Volunteer for NIAID-funded clinical studies related to autoimmune diseases on ClinicalTrials.gov.
An NIH team has identified in mice a critical role for the cell-signaling molecule interleukin-17 (IL-17) in the development of lupus nephritis, a potentially fatal kidney disease. Although IL-17 has been found in kidney biopsies of people with lupus nephritis, this is one of the first studies to suggest that it might directly contribute to disease progression. The team’s findings appear in the November 1 issue of Immunity.
Systemic lupus erythematosus (SLE), also known as lupus, is an autoimmune disease caused by the production of antibodies against a person’s own cells and tissues (autoantibodies). These autoantibodies can attack various organs of the body, and the kidneys are one of the primary targets. Approximately 50 percent of people with SLE may develop kidney disease, which can lead to organ failure. Current treatments for lupus nephritis aim to prevent or delay kidney failure, but there is no known cure for the disease.
In healthy people, IL-17 contributes to the body’s defenses by helping to recruit certain types of immune cells to infection sites. Researchers also have observed increased levels of IL-17 gene expression in the tissues of people with autoimmune diseases, including the kidneys of those with lupus nephritis. It is unclear, however, if lupus nephritis is causing the increase in IL-17 or if IL-17 is contributing to the disease.
An NIH team, led by Ulrich Siebenlist, Ph.D., chief of the Immune Activation Section in the NIAID Laboratory of Immunoregulation, used mouse models to explore the role that IL-17 may have in lupus nephritis.

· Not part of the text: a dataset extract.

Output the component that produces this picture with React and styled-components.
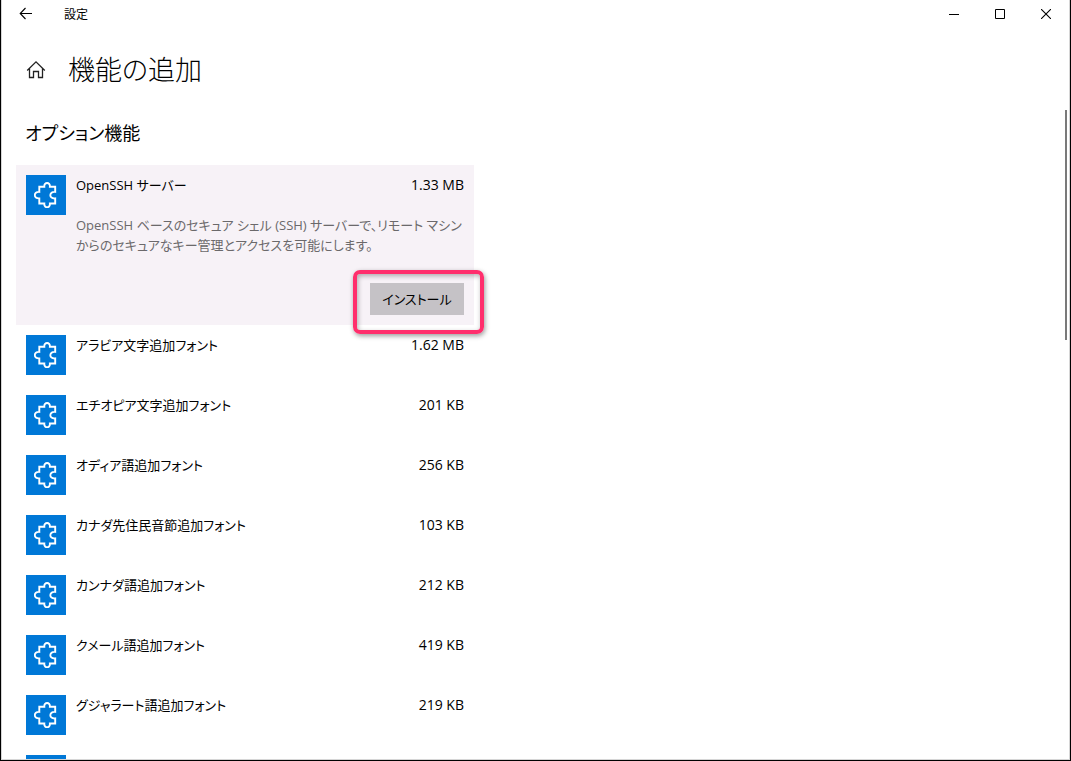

The team first compared an SLE mouse model to an SLE mouse modified so that it did not produce an adaptor protein required for IL-17 function. During a one-year observation period, all but one of the 13 SLE mice died from lupus nephritis, while 9 of the 12 modified SLE mice survived. The team also found that SLE mice that did not produce IL-17 were similarly protected from developing lupus nephritis as the mice that did not make the IL-17 adaptor protein.
After examining the SLE and modified SLE mice, the team discovered that both groups of mice produced autoantibodies indicative of disease initiation. They also found that the autoantibodies had been deposited in the kidneys. However, in most of the mice that lacked the IL-17 adaptor protein or that did not express IL-17, lupus nephritis did not occur, whereas kidney disease was the cause of death in most of the SLE mice. These results suggested that IL-17 plays a key role in the development of SLE-induced kidney disease.
There are limited treatment options for SLE, and the first new drug in over 50 years was only recently approved for the treatment of SLE. Although a promising treatment for some people, the drug does not work for everyone and has not been tested to treat lupus nephritis. Identifying new and broadly effective therapeutics for lupus, particularly lupus nephritis, would greatly improve the lives of those affected by the disease.
Although the NIH study was performed in mouse models, the results show that blocking IL-17 significantly prevents lupus nephritis. Because an increase in IL-17 expression has been observed in patient tissue samples, the team speculates that it is likely that the molecule has a similar function in human disease. Targeting IL-17 could be a viable therapeutic for treating SLE in people, though more work is needed.
The team is now working with animal models of SLE to understand the link between autoantibodies that target the kidneys and IL-17 production. They also plan to investigate how IL-17 may contribute to disease development and what the consequences are of blocking IL-17 in ongoing disease. Finally, they intend to explore ways to block the IL-17 adaptor protein from functioning in people.
Pisitkun P, Ha H, Wang H, Claudio E, Tivy CC, Zhou H, Mayadas TN, Illei GG, Siebenlist U. IL-17 cytokines are critical in development of fatal lupus glomerulonephritis. Immunity. Nov. 1, 2012 (online ahead of print).